§ TO DO:
Search the material for the word "TypeScript" and report each line where it turns up.

START

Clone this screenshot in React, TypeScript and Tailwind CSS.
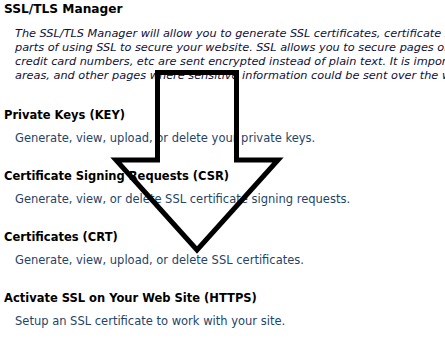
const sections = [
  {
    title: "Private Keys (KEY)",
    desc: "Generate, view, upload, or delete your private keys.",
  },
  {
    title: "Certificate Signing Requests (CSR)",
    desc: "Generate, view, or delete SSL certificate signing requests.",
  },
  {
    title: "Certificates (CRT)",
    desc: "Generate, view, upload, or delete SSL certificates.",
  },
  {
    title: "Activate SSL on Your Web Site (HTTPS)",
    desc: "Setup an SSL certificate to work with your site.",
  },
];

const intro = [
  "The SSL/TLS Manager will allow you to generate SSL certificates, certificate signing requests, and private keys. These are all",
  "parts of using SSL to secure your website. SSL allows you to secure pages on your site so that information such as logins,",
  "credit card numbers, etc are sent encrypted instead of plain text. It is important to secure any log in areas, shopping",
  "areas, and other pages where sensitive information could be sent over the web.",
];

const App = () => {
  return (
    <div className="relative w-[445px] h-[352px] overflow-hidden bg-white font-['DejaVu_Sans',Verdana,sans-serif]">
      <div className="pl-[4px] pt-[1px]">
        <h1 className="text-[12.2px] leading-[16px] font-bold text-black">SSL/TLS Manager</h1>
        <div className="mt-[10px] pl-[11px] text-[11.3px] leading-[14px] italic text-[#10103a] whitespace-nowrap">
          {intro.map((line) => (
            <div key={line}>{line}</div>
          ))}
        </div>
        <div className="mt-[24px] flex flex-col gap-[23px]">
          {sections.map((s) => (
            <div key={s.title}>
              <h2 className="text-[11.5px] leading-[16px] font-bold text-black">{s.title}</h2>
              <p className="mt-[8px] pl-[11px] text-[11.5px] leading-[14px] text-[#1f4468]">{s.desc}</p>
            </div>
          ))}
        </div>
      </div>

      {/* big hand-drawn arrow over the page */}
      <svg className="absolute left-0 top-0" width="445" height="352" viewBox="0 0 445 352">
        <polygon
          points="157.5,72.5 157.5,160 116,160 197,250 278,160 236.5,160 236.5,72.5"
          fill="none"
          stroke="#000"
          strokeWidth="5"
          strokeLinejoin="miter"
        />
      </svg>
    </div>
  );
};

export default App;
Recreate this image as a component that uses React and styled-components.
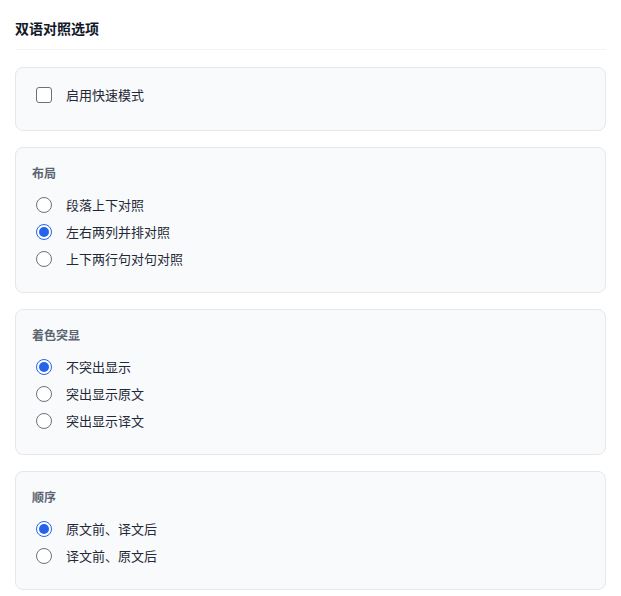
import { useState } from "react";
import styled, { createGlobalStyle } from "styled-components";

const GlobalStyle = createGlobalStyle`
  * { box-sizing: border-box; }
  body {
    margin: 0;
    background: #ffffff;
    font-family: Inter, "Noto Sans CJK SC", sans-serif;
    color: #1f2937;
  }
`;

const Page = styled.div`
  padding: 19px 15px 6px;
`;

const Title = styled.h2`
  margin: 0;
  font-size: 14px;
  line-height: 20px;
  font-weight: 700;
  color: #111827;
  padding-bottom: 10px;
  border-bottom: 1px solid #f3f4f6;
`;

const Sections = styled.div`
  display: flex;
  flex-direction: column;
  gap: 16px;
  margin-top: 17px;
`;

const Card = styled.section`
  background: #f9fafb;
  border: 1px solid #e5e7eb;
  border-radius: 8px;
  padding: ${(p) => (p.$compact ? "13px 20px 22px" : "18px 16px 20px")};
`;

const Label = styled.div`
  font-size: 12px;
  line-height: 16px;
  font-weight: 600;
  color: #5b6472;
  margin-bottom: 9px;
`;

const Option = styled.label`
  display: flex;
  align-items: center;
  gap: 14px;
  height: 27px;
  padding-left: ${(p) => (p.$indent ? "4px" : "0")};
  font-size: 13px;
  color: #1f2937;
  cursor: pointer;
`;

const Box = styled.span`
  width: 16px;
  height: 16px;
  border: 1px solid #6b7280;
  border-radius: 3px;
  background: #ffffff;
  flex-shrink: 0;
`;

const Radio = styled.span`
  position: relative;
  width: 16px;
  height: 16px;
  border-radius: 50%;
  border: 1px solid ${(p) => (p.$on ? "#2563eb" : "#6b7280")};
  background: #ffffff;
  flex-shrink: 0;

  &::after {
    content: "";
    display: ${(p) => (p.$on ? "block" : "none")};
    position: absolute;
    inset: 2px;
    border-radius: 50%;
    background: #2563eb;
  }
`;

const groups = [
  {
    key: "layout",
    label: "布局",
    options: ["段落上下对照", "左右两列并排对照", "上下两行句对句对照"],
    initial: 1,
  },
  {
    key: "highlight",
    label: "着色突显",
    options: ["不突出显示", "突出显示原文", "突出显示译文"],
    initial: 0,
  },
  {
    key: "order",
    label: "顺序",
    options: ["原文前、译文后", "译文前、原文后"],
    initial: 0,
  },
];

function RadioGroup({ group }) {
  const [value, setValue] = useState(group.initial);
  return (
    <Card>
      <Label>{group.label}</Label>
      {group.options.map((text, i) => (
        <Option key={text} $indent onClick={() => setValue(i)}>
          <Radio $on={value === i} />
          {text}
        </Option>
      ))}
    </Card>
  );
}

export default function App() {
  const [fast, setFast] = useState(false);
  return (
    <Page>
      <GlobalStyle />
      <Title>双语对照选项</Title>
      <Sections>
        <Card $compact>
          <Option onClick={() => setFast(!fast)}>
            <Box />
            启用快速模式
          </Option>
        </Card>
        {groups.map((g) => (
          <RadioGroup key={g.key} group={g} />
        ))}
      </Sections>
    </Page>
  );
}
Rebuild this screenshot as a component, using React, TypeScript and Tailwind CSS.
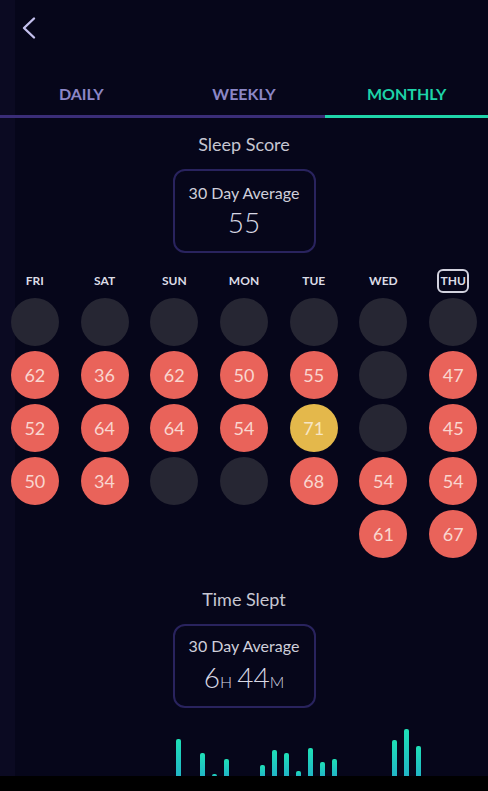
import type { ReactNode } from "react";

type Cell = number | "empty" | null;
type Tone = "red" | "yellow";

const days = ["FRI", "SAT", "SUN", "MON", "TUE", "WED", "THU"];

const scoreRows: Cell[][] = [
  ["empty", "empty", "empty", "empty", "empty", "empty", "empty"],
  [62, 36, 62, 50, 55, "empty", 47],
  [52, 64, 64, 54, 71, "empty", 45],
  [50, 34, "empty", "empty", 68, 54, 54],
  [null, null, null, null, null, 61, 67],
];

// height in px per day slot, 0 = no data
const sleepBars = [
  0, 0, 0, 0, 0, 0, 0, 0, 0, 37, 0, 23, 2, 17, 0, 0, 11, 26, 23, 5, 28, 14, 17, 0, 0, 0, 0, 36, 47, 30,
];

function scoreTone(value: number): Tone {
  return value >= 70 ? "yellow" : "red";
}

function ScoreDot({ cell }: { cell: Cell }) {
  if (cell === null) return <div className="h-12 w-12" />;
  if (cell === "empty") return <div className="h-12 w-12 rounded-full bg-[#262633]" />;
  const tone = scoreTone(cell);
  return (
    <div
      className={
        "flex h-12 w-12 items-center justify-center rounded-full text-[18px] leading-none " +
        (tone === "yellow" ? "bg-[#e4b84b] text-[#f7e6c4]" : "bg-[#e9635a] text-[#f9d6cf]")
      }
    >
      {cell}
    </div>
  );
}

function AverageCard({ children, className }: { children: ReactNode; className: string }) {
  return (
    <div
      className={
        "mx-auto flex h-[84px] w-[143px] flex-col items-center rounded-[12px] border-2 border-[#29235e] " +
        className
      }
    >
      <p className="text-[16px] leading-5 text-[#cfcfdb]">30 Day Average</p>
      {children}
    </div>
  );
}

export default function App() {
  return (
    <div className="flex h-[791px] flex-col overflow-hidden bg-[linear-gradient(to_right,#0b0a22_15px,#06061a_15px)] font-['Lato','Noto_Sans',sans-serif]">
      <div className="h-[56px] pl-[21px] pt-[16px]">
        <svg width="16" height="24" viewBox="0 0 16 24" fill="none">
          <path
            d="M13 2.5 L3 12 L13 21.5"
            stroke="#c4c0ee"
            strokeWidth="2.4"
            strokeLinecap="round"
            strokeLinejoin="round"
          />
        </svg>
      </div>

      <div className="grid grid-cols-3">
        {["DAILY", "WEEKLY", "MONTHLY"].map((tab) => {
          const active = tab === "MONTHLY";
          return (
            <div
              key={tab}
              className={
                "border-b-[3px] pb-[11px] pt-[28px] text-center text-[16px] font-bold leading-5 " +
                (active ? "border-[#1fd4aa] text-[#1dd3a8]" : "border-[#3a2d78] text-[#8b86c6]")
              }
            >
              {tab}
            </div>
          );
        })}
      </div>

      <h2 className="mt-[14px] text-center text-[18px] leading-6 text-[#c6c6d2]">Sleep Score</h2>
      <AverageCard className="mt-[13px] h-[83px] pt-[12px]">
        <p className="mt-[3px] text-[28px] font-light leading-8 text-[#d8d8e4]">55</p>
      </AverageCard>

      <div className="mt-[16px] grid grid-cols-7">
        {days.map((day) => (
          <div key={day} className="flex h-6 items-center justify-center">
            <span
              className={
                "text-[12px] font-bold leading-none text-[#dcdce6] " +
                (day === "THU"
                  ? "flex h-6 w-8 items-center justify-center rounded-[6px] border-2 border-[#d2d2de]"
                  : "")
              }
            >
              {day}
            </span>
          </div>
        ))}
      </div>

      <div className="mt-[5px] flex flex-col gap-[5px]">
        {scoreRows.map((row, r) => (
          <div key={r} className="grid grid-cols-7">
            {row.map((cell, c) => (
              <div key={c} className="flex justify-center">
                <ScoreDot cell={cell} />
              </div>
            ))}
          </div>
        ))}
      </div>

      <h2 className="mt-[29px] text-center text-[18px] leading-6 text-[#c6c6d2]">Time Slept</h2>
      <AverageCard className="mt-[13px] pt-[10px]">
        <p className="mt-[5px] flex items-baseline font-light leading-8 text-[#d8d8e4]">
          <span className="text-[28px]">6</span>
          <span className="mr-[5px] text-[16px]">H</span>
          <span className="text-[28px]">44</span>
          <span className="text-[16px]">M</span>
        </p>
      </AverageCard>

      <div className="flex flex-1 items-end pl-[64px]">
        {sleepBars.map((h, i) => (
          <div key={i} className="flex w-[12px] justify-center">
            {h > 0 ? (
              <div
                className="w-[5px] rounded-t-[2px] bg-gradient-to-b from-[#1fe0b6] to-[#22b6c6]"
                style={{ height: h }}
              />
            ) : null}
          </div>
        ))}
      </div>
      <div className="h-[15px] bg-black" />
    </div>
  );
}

END

§ FULL RESPONSE:
Clone this screenshot in React, TypeScript and Tailwind CSS.
Rebuild this screenshot as a component, using React, TypeScript and Tailwind CSS.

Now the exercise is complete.